■ TASK INSTRUCTIONS ■
Please write the listing below out again exactly, leaving every picture behind.

■ SOURCE DATA ■
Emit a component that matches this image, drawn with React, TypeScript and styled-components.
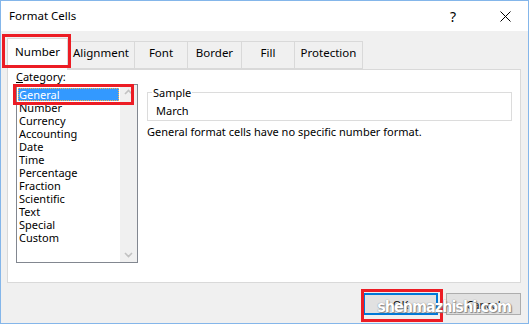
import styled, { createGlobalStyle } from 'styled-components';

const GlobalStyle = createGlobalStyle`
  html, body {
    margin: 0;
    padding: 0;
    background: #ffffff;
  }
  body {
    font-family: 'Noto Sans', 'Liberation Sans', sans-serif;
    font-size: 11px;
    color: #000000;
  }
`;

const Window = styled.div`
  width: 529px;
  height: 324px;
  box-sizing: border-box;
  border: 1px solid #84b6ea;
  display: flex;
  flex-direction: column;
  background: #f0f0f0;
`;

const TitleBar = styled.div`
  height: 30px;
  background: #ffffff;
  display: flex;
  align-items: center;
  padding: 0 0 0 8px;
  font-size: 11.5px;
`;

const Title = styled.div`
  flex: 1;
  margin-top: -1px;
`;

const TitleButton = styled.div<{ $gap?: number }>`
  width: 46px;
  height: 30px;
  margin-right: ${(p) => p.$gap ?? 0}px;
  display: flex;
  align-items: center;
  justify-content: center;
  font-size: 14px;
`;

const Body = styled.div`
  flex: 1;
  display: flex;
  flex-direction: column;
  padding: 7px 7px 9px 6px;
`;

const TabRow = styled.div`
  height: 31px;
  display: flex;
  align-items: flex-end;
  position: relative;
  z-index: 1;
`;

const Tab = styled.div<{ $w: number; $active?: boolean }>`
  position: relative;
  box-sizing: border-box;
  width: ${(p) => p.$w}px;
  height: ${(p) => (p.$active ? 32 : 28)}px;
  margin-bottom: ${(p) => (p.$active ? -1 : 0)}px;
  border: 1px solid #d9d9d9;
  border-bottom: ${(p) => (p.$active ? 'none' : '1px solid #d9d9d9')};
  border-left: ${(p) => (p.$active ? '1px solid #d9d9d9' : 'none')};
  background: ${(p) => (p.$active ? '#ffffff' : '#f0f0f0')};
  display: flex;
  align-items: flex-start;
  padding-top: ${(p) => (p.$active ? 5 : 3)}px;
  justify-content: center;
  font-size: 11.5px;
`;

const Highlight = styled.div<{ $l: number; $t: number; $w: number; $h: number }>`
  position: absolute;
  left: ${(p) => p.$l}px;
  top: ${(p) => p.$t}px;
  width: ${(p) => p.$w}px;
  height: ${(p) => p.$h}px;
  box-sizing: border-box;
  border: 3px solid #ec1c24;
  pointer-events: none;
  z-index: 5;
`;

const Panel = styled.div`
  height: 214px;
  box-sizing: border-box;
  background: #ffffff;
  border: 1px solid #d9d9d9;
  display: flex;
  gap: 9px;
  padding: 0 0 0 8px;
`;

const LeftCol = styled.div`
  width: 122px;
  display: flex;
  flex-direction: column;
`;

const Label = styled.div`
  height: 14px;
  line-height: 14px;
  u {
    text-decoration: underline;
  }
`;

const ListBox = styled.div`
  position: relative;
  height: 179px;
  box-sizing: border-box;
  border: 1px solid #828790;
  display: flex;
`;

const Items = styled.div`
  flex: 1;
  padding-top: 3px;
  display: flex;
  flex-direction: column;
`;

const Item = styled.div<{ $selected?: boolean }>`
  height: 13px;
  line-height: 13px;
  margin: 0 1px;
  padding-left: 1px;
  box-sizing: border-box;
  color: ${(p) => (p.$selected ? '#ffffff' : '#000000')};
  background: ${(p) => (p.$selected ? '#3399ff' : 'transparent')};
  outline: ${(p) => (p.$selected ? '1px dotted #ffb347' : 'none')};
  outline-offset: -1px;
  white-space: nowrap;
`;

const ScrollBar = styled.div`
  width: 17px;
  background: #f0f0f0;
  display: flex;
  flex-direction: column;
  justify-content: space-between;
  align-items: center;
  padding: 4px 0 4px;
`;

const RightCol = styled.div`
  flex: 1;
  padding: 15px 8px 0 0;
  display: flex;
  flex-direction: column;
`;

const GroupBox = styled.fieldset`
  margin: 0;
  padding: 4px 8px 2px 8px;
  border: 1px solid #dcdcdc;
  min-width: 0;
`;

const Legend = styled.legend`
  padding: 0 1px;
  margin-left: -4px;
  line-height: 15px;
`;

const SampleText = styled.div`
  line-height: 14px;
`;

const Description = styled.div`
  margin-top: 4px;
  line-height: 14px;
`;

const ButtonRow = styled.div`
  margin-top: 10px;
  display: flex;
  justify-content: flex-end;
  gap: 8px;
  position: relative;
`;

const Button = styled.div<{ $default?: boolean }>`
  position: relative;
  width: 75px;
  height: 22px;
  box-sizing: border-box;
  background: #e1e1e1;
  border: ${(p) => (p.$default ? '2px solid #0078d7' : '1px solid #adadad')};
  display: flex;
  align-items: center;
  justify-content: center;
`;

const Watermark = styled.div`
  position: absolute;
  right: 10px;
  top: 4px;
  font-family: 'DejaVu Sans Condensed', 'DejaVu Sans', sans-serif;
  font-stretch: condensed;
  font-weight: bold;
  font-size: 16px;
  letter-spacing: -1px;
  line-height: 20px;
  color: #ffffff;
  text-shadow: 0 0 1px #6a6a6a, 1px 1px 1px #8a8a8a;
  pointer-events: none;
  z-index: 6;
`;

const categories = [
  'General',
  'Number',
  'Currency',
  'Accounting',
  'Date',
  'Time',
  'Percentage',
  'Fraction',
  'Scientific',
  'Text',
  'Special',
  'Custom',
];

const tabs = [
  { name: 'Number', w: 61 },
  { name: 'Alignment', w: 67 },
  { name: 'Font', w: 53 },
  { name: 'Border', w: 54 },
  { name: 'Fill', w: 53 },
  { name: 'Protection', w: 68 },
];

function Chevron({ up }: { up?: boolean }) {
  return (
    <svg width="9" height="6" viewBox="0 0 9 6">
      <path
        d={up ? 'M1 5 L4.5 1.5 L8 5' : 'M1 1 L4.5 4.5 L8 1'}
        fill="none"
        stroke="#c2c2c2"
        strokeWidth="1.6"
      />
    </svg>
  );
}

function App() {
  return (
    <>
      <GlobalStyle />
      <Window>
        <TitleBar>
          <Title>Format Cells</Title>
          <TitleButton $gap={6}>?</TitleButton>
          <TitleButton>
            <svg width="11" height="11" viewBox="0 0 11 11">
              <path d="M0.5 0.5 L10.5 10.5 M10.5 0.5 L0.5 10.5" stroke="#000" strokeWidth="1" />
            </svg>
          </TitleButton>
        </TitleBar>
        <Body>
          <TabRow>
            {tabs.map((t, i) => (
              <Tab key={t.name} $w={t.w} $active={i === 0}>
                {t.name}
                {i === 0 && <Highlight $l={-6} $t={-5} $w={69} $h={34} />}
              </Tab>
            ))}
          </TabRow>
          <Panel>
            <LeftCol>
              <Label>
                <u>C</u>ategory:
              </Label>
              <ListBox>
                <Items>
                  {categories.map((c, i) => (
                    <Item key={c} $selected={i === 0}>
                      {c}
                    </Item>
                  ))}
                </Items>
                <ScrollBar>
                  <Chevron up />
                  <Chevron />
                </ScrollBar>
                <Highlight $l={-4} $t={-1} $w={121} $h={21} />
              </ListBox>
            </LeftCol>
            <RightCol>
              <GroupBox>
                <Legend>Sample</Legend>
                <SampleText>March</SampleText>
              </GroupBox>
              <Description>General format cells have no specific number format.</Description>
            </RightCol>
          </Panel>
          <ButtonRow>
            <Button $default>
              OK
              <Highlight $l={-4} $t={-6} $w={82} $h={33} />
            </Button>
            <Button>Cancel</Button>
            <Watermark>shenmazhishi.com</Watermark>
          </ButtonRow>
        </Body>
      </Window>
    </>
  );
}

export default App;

■ PROBLEM SOLUTION ■
Emit a component that matches this image, drawn with React, TypeScript and styled-components.
import styled, { createGlobalStyle } from 'styled-components';

const GlobalStyle = createGlobalStyle`
  html, body {
    margin: 0;
    padding: 0;
    background: #ffffff;
  }
  body {
    font-family: 'Noto Sans', 'Liberation Sans', sans-serif;
    font-size: 11px;
    color: #000000;
  }
`;

const Window = styled.div`
  width: 529px;
  height: 324px;
  box-sizing: border-box;
  border: 1px solid #84b6ea;
  display: flex;
  flex-direction: column;
  background: #f0f0f0;
`;

const TitleBar = styled.div`
  height: 30px;
  background: #ffffff;
  display: flex;
  align-items: center;
  padding: 0 0 0 8px;
  font-size: 11.5px;
`;

const Title = styled.div`
  flex: 1;
  margin-top: -1px;
`;

const TitleButton = styled.div<{ $gap?: number }>`
  width: 46px;
  height: 30px;
  margin-right: ${(p) => p.$gap ?? 0}px;
  display: flex;
  align-items: center;
  justify-content: center;
  font-size: 14px;
`;

const Body = styled.div`
  flex: 1;
  display: flex;
  flex-direction: column;
  padding: 7px 7px 9px 6px;
`;

const TabRow = styled.div`
  height: 31px;
  display: flex;
  align-items: flex-end;
  position: relative;
  z-index: 1;
`;

const Tab = styled.div<{ $w: number; $active?: boolean }>`
  position: relative;
  box-sizing: border-box;
  width: ${(p) => p.$w}px;
  height: ${(p) => (p.$active ? 32 : 28)}px;
  margin-bottom: ${(p) => (p.$active ? -1 : 0)}px;
  border: 1px solid #d9d9d9;
  border-bottom: ${(p) => (p.$active ? 'none' : '1px solid #d9d9d9')};
  border-left: ${(p) => (p.$active ? '1px solid #d9d9d9' : 'none')};
  background: ${(p) => (p.$active ? '#ffffff' : '#f0f0f0')};
  display: flex;
  align-items: flex-start;
  padding-top: ${(p) => (p.$active ? 5 : 3)}px;
  justify-content: center;
  font-size: 11.5px;
`;

const Highlight = styled.div<{ $l: number; $t: number; $w: number; $h: number }>`
  position: absolute;
  left: ${(p) => p.$l}px;
  top: ${(p) => p.$t}px;
  width: ${(p) => p.$w}px;
  height: ${(p) => p.$h}px;
  box-sizing: border-box;
  border: 3px solid #ec1c24;
  pointer-events: none;
  z-index: 5;
`;

const Panel = styled.div`
  height: 214px;
  box-sizing: border-box;
  background: #ffffff;
  border: 1px solid #d9d9d9;
  display: flex;
  gap: 9px;
  padding: 0 0 0 8px;
`;

const LeftCol = styled.div`
  width: 122px;
  display: flex;
  flex-direction: column;
`;

const Label = styled.div`
  height: 14px;
  line-height: 14px;
  u {
    text-decoration: underline;
  }
`;

const ListBox = styled.div`
  position: relative;
  height: 179px;
  box-sizing: border-box;
  border: 1px solid #828790;
  display: flex;
`;

const Items = styled.div`
  flex: 1;
  padding-top: 3px;
  display: flex;
  flex-direction: column;
`;

const Item = styled.div<{ $selected?: boolean }>`
  height: 13px;
  line-height: 13px;
  margin: 0 1px;
  padding-left: 1px;
  box-sizing: border-box;
  color: ${(p) => (p.$selected ? '#ffffff' : '#000000')};
  background: ${(p) => (p.$selected ? '#3399ff' : 'transparent')};
  outline: ${(p) => (p.$selected ? '1px dotted #ffb347' : 'none')};
  outline-offset: -1px;
  white-space: nowrap;
`;

const ScrollBar = styled.div`
  width: 17px;
  background: #f0f0f0;
  display: flex;
  flex-direction: column;
  justify-content: space-between;
  align-items: center;
  padding: 4px 0 4px;
`;

const RightCol = styled.div`
  flex: 1;
  padding: 15px 8px 0 0;
  display: flex;
  flex-direction: column;
`;

const GroupBox = styled.fieldset`
  margin: 0;
  padding: 4px 8px 2px 8px;
  border: 1px solid #dcdcdc;
  min-width: 0;
`;

const Legend = styled.legend`
  padding: 0 1px;
  margin-left: -4px;
  line-height: 15px;
`;

const SampleText = styled.div`
  line-height: 14px;
`;

const Description = styled.div`
  margin-top: 4px;
  line-height: 14px;
`;

const ButtonRow = styled.div`
  margin-top: 10px;
  display: flex;
  justify-content: flex-end;
  gap: 8px;
  position: relative;
`;

const Button = styled.div<{ $default?: boolean }>`
  position: relative;
  width: 75px;
  height: 22px;
  box-sizing: border-box;
  background: #e1e1e1;
  border: ${(p) => (p.$default ? '2px solid #0078d7' : '1px solid #adadad')};
  display: flex;
  align-items: center;
  justify-content: center;
`;

const Watermark = styled.div`
  position: absolute;
  right: 10px;
  top: 4px;
  font-family: 'DejaVu Sans Condensed', 'DejaVu Sans', sans-serif;
  font-stretch: condensed;
  font-weight: bold;
  font-size: 16px;
  letter-spacing: -1px;
  line-height: 20px;
  color: #ffffff;
  text-shadow: 0 0 1px #6a6a6a, 1px 1px 1px #8a8a8a;
  pointer-events: none;
  z-index: 6;
`;

const categories = [
  'General',
  'Number',
  'Currency',
  'Accounting',
  'Date',
  'Time',
  'Percentage',
  'Fraction',
  'Scientific',
  'Text',
  'Special',
  'Custom',
];

const tabs = [
  { name: 'Number', w: 61 },
  { name: 'Alignment', w: 67 },
  { name: 'Font', w: 53 },
  { name: 'Border', w: 54 },
  { name: 'Fill', w: 53 },
  { name: 'Protection', w: 68 },
];

function Chevron({ up }: { up?: boolean }) {
  return (
    <svg width="9" height="6" viewBox="0 0 9 6">
      <path
        d={up ? 'M1 5 L4.5 1.5 L8 5' : 'M1 1 L4.5 4.5 L8 1'}
        fill="none"
        stroke="#c2c2c2"
        strokeWidth="1.6"
      />
    </svg>
  );
}

function App() {
  return (
    <>
      <GlobalStyle />
      <Window>
        <TitleBar>
          <Title>Format Cells</Title>
          <TitleButton $gap={6}>?</TitleButton>
          <TitleButton>
            <svg width="11" height="11" viewBox="0 0 11 11">
              <path d="M0.5 0.5 L10.5 10.5 M10.5 0.5 L0.5 10.5" stroke="#000" strokeWidth="1" />
            </svg>
          </TitleButton>
        </TitleBar>
        <Body>
          <TabRow>
            {tabs.map((t, i) => (
              <Tab key={t.name} $w={t.w} $active={i === 0}>
                {t.name}
                {i === 0 && <Highlight $l={-6} $t={-5} $w={69} $h={34} />}
              </Tab>
            ))}
          </TabRow>
          <Panel>
            <LeftCol>
              <Label>
                <u>C</u>ategory:
              </Label>
              <ListBox>
                <Items>
                  {categories.map((c, i) => (
                    <Item key={c} $selected={i === 0}>
                      {c}
                    </Item>
                  ))}
                </Items>
                <ScrollBar>
                  <Chevron up />
                  <Chevron />
                </ScrollBar>
                <Highlight $l={-4} $t={-1} $w={121} $h={21} />
              </ListBox>
            </LeftCol>
            <RightCol>
              <GroupBox>
                <Legend>Sample</Legend>
                <SampleText>March</SampleText>
              </GroupBox>
              <Description>General format cells have no specific number format.</Description>
            </RightCol>
          </Panel>
          <ButtonRow>
            <Button $default>
              OK
              <Highlight $l={-4} $t={-6} $w={82} $h={33} />
            </Button>
            <Button>Cancel</Button>
            <Watermark>shenmazhishi.com</Watermark>
          </ButtonRow>
        </Body>
      </Window>
    </>
  );
}

export default App;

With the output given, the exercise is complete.